LS NEWS | March 31, 2021

Liberal Studies alum Graison Gill spends his days thinking about how to make bread—that humble piece of toast you might find on your breakfast plate—better. While at NYU, Gill took classes that helped him see how writers and thinkers of the past can shape modern day approaches to problem solving. Now, the wisdom of philosophers of bygone eras permeates the air at Gill’s Bellegarde Bakery in New Orleans, Louisiana, where he wants people to be able to experience bread, a product often seen as unhealthy and overprocessed, as a healthy and refined part of their diet.
“I think of it as art,” Liberal Studies professor Karen Karbiener said about Gill’s work during a virtual discussion with the baker. “There is a true art to what you’re doing here.”
The recent James Beard Award recipient specializes in using traditional methods of baking to craft ingredient-driven flours, pasta, and, of course, bread. Bellegarde Bakery is one of only a handful of bakeries in the country that mills its own flour and uses a custom stone mill to produce the highest quality flour for its products. The result is a loaf of bread you couldn’t find at your typical supermarket.

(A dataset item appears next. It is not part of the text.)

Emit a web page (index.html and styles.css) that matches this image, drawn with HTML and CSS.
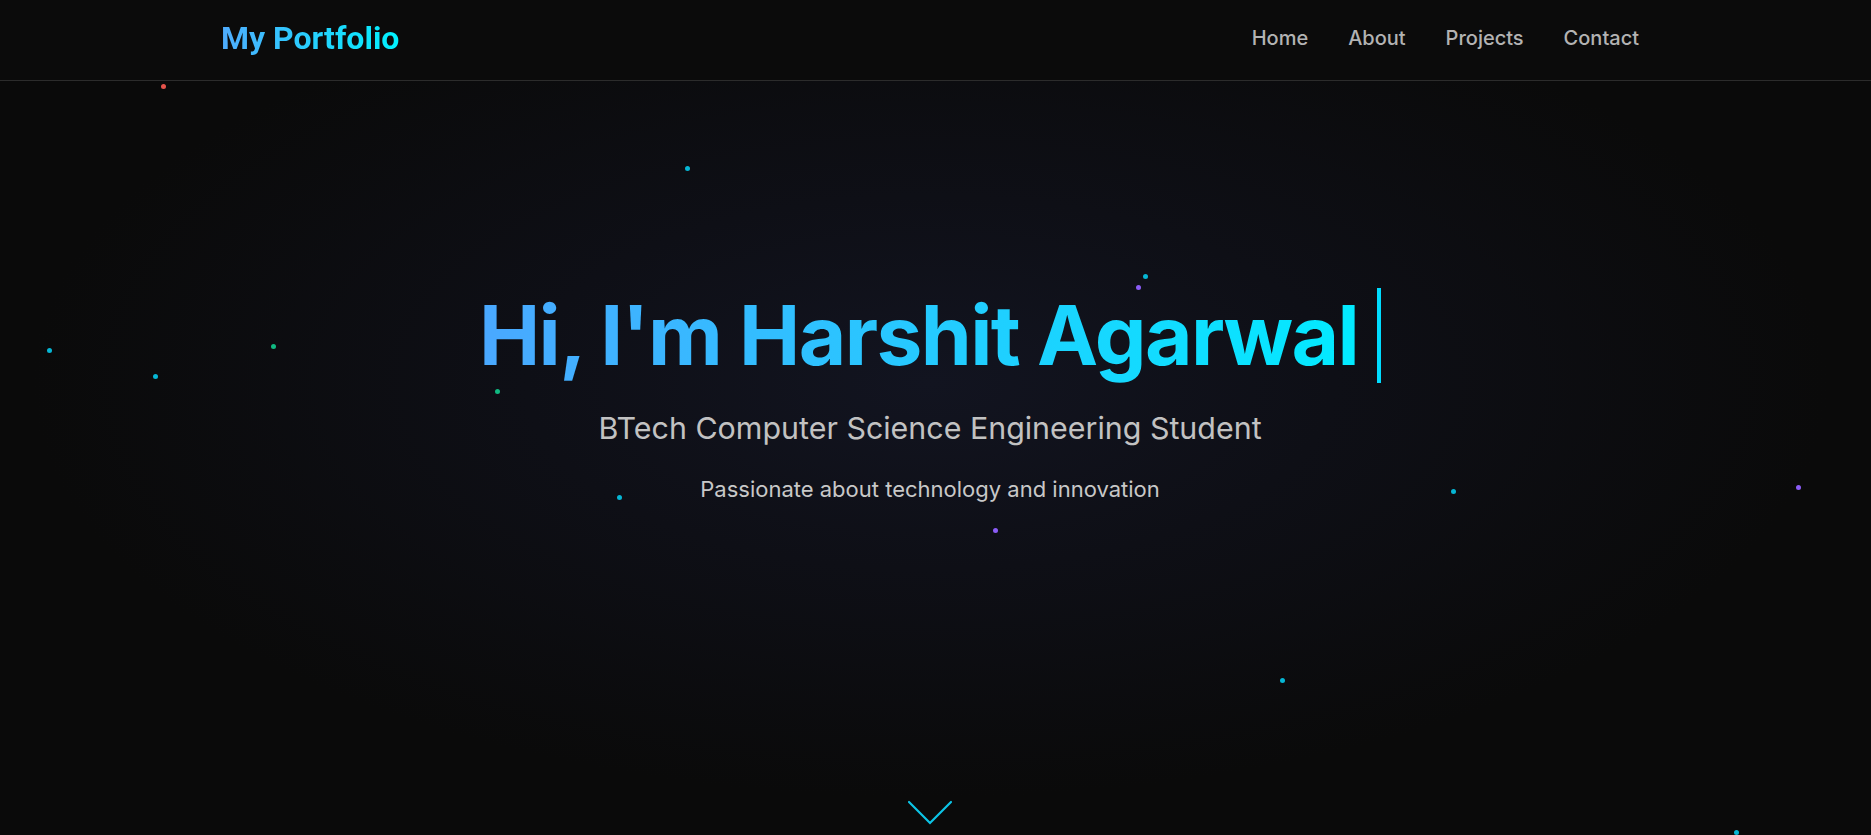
FILE: index.html
```html
<!DOCTYPE html>
<html lang="en">
<head>
<meta charset="UTF-8">
<title>My Portfolio</title>
<link rel="stylesheet" href="styles.css">
</head>
<body>
<div class="particles">
  <span class="dot red" style="left:161px;top:84px"></span>
  <span class="dot cyan" style="left:685px;top:166px"></span>
  <span class="dot cyan" style="left:1143px;top:274px"></span>
  <span class="dot purple" style="left:1136px;top:285px"></span>
  <span class="dot cyan" style="left:47px;top:348px"></span>
  <span class="dot green" style="left:271px;top:344px"></span>
  <span class="dot cyan" style="left:153px;top:374px"></span>
  <span class="dot green" style="left:495px;top:389px"></span>
  <span class="dot cyan" style="left:617px;top:495px"></span>
  <span class="dot purple" style="left:993px;top:528px"></span>
  <span class="dot cyan" style="left:1451px;top:489px"></span>
  <span class="dot purple" style="left:1796px;top:485px"></span>
  <span class="dot cyan" style="left:1280px;top:678px"></span>
  <span class="dot cyan" style="left:1734px;top:830px"></span>
</div>
<header class="nav">
  <div class="nav-inner">
    <a class="logo" href="#">My Portfolio</a>
    <nav class="links">
      <a href="#">Home</a>
      <a href="#">About</a>
      <a href="#">Projects</a>
      <a href="#">Contact</a>
    </nav>
  </div>
</header>
<main class="hero">
  <div class="hero-content">
    <h1 class="title"><span class="typed">Hi, I'm Harshit Agarwal</span><span class="cursor"></span></h1>
    <p class="subtitle">BTech Computer Science Engineering Student</p>
    <p class="tagline">Passionate about technology and innovation</p>
  </div>
  <svg class="chevron" width="46" height="26" viewBox="0 0 46 26" fill="none">
    <polyline points="2,2 23,23 44,2" stroke="#0cc4e6" stroke-width="2.2" stroke-linecap="round" stroke-linejoin="miter"/>
  </svg>
</main>
</body>
</html>
```
FILE: styles.css
```css
* { box-sizing: border-box; }
html, body { margin: 0; padding: 0; }
body {
  background: #0a0a0a;
  font-family: Inter, "Liberation Sans", sans-serif;
  color: #e5e5e5;
  position: relative;
  min-height: 835px;
  overflow: hidden;
}
a { text-decoration: none; }

.particles {
  position: absolute;
  inset: 0;
  pointer-events: none;
  z-index: 2;
}
.dot {
  position: absolute;
  width: 5px;
  height: 5px;
  border-radius: 50%;
}
.dot.cyan { background: #06b6d4; }
.dot.purple { background: #8b5cf6; }
.dot.green { background: #10b981; }
.dot.red { background: #e5534b; }

.nav {
  height: 81px;
  background: #0b0b0b;
  border-bottom: 1px solid #2c2c2c;
  padding-right: 11px;
  display: flex;
  align-items: center;
}
.nav-inner {
  width: 1418px;
  margin: 0 auto;
  display: flex;
  justify-content: space-between;
  align-items: center;
  margin-top: -4px;
}
.logo {
  font-family: Roboto, "Noto Sans", sans-serif;
  font-weight: 700;
  font-size: 32px;
  background: linear-gradient(90deg, #4facfe 0%, #00f2fe 100%);
  -webkit-background-clip: text;
  background-clip: text;
  color: transparent;
  margin-top: -1px;
}
.links {
  display: flex;
  gap: 40px;
}
.links a {
  color: #b3b3b3;
  font-size: 20px;
  font-weight: 500;
}

.hero {
  min-height: 754px;
  display: flex;
  flex-direction: column;
  align-items: center;
  padding: 207px 11px 9px 0;
  background: radial-gradient(ellipse 48% 55% at 49.7% 40%, #121420 0%, #0e0f16 45%, #0a0a0a 100%);
}
.hero-content {
  display: flex;
  flex-direction: column;
  align-items: center;
  text-align: center;
}
.title {
  margin: 0;
  font-size: 82px;
  font-weight: 700;
  line-height: 95px;
  letter-spacing: -1.6px;
  display: flex;
  align-items: stretch;
}
.typed {
  background: linear-gradient(90deg, #4aa8ff 0%, #00ecff 100%);
  -webkit-background-clip: text;
  background-clip: text;
  color: transparent;
  padding-right: 19px;
}
.cursor {
  width: 4px;
  background: #00dcff;
}
.subtitle {
  margin: 24px 0 0;
  font-size: 30.4px;
  line-height: 42px;
  font-weight: 400;
  color: #c2c2c2;
}
.tagline {
  margin: 24px 0 0;
  font-size: 22px;
  line-height: 32px;
  color: #c8c8c8;
}
.chevron {
  margin-top: auto;
}
```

“The inside [of the bread] is so warm and so moist, which a lot of people don’t execute well, and Graison does it consistently,” Top Chef Season 11 runner-up Nina Compton said.
Professor Karbiener recently invited Gill to discuss “Nineteenth Century Health Reform and the Bread Revolution” for the Walt Whitman Initiative's Robust American Love series. In the talk, Karbiener and Gill, along with Stephen Jones, Director of the Bread Lab at Washington State University, considered Whitman's philosophy on healthy living, and how those ideas can be seen in famous works like Leaves of Grass.
As a student at Liberal Studies, Gill took Professor Karbiener’s sophomore seminar “American Outlaw: Walt Whitman’s Radical Cultural Legacy.” He says the class, and Professor Karbiener’s teachings, have stayed with him through his career as a breadmaker.
"Professor Karbiener taught me to distill the passion in my heart into something that the world can experience and enjoy,” Gill said. “Bread became a perfect vehicle for this.”
One of Gill’s core values is retro-innovation, or using the methods of the past despite the advances of technology. Using electricity only for refrigeration and baking is key to his process of creating a loaf of bread that Whitman himself would recognize.
“Hopefully, someone would be able to recognize our bread if they were buying it from New York in the 1840s,” Gill said.
The connection between Whitman and Gill’s current outlook on bread production is apparent. In his essays on healthy living, Whitman worried that people of his time were eating foods that were not substantial and made them sick. To Gill, the emergence of incredibly processed white bread that has no nutritional value has had a similar effect. Each day at Bellegarde, he’s turning this progression on its head with intentional bread-making that creates a more nutritious finished product that preserves the quality of the flour from which it's derived.
“Nutritionists have been telling us that diversity on your plate, on your palate, in your diet, is critical to your health,” Gill said. “In my opinion, that starts with your bread.”
In his professional work as a baker and beyond, Gill credits Professor Karbiener’s mentorship in helping him see challenges in his career, and life, differently.
“The attitude [Professor Karbiener] imbued in us students–one in which the compassion for beauty has no boundaries–has allowed me, in both my personal and professional life, to see and appreciate relationships and commonality, not adversaries and boundaries,” Gill said.
Gill and Professor Karbiener are now working together on a panel for the annual conference of the Association of the Study of Food and Society where Gill will take center stage.